The best superhuman poker AIs at the moment do not play equilibriums either, for instance.
I agree that because of, for example rake or table fees for cash games or competition structure for tournament in practice a game theoretically optimal choice may not be the right choice in practical play.
However the situation with an AI powered competitor which uses exploitative play is identical to a human, the GTO play will gradually take their chips at no risk.
It's not that they're optimal but that they've chosen not to be optimal and so that's why they lose money against GTO.
The AI is at least unemotional about this, humans with a "system" easily get tilted by GTO play and throw tantrums. How can it get there with KToff? What kind of idiot bluffs here with no clubs? Well the answer will usually be the one that's taking all your chips, be better.
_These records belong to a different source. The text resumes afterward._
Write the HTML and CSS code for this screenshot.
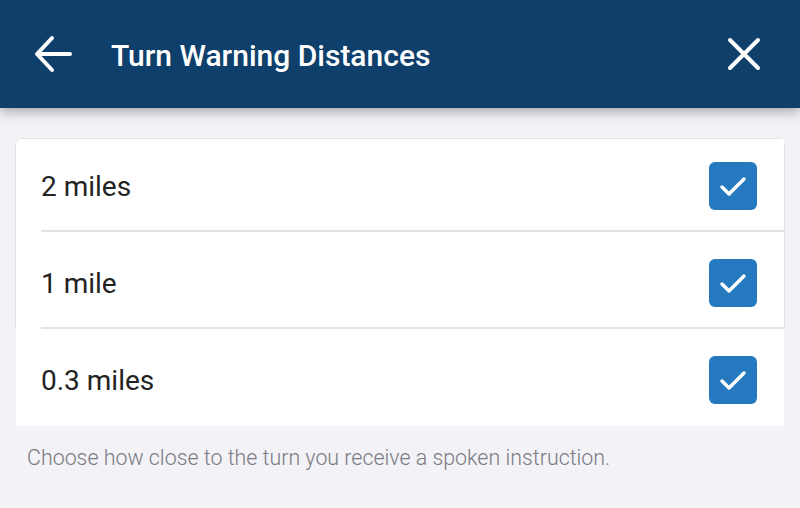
FILE: index.html
```html
<!DOCTYPE html>
<html>
<head>
<meta charset="utf-8">
<link rel="stylesheet" href="styles.css">
</head>
<body>
<header class="topbar">
  <svg class="icon back" width="40" height="40" viewBox="0 0 40 40">
    <path d="M36 20H4M18 4L3 20L18 36" fill="none" stroke="#fff" stroke-width="4" stroke-linecap="round" stroke-linejoin="round"/>
  </svg>
  <h1 class="title">Turn Warning Distances</h1>
  <svg class="icon close" width="40" height="40" viewBox="0 0 40 40">
    <path d="M6 6L34 34M34 6L6 34" fill="none" stroke="#fff" stroke-width="4" stroke-linecap="round"/>
  </svg>
</header>
<main class="content">
  <div class="group">
    <div class="row row-first">
      <span class="label">2 miles</span>
      <span class="check"><svg width="48" height="48" viewBox="0 0 48 48"><path d="M13 25L20 32L35 17" fill="none" stroke="#fff" stroke-width="3.5" stroke-linecap="round" stroke-linejoin="round"/></svg></span>
    </div>
    <div class="row">
      <span class="label">1 mile</span>
      <span class="check"><svg width="48" height="48" viewBox="0 0 48 48"><path d="M13 25L20 32L35 17" fill="none" stroke="#fff" stroke-width="3.5" stroke-linecap="round" stroke-linejoin="round"/></svg></span>
    </div>
  </div>
  <div class="row row-last">
    <span class="label">0.3 miles</span>
    <span class="check"><svg width="48" height="48" viewBox="0 0 48 48"><path d="M13 25L20 32L35 17" fill="none" stroke="#fff" stroke-width="3.5" stroke-linecap="round" stroke-linejoin="round"/></svg></span>
  </div>
  <p class="hint">Choose how close to the turn you receive a spoken instruction.</p>
</main>
</body>
</html>
```
FILE: styles.css
```css
html, body {
  margin: 0;
  padding: 0;
  background: #f2f2f7;
  font-family: Roboto, "Liberation Sans", sans-serif;
  width: 800px;
  height: 508px;
  overflow: hidden;
}
.topbar {
  height: 108px;
  background: #0f406c;
  display: flex;
  align-items: center;
  padding: 0 36px 0 34px;
  box-sizing: border-box;
  box-shadow: 0 3px 12px rgba(0, 0, 0, 0.35);
  position: relative;
  z-index: 1;
}
.icon { display: block; flex: none; }
.title {
  margin: 4px 0 0 37px;
  flex: 1;
  color: #fff;
  font-size: 30px;
  font-weight: 500;
  line-height: 36px;
}
.content {
  padding: 30px 15px 0;
}
.group {
  background: #fff;
  border: 1px solid #e2e2e9;
  border-bottom: none;
  border-radius: 6px 6px 0 0;
}
.row {
  display: flex;
  align-items: center;
  justify-content: space-between;
  margin-left: 25px;
  padding: 27px 27px 20px 0;
  border-bottom: 2px solid #e2e2e9;
  background: #fff;
}
.row-first { padding-top: 23px; }
.row-last {
  margin: 0 1px;
  padding: 27px 27px 22px 25px;
  border-bottom: none;
}
.label {
  font-size: 28px;
  line-height: 34px;
  color: #232323;
  padding-top: 2px;
}
.check {
  width: 48px;
  height: 48px;
  border-radius: 6px;
  background: #2479bf;
  display: block;
}
.check svg { display: block; }
.hint {
  margin: 19px 0 0 12px;
  font-size: 21.4px;
  font-weight: 300;
  color: #7a7a80;
  line-height: 26px;
}
```
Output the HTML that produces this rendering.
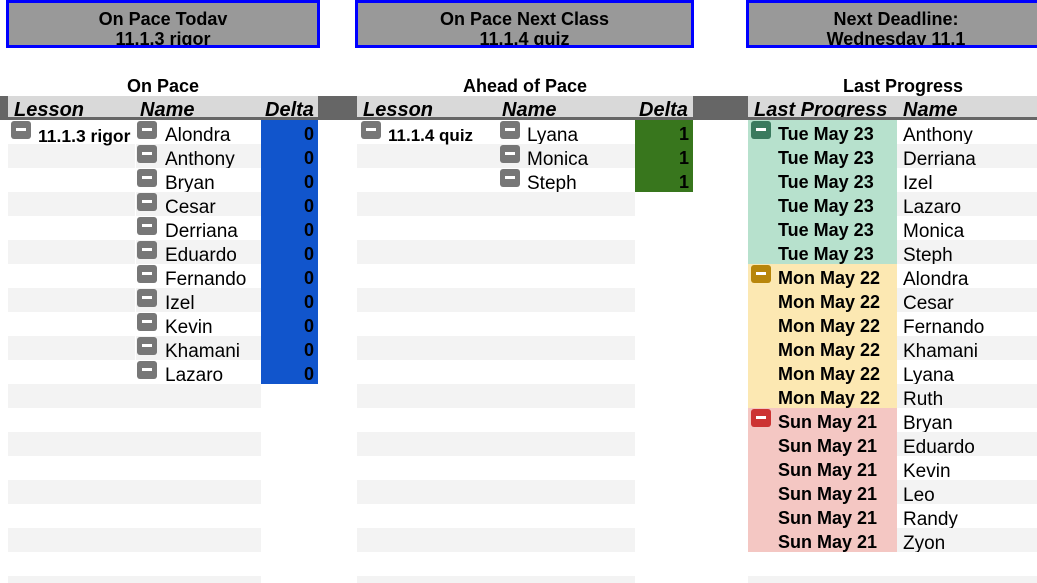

Humans used to seeing exploitable patterns in the play of other humans may mistake ordinary noise in the game for exploitable play in a GTO strategy and then get really angry when it's a mirage.
Right, I see what you're saying, but this is what I'm disputing - in two player games, what you wrote is true, but those properties of Nash equilibria don't generalise.
When there are more players, there can be multiple Nash equilibria, and (unlike the two player case) combinations of equilibrium strategies may no longer be an equilibrium strategy. So it's no longer true that you cannot be exploited, because that depends on other player's strategies too, and you cannot control those.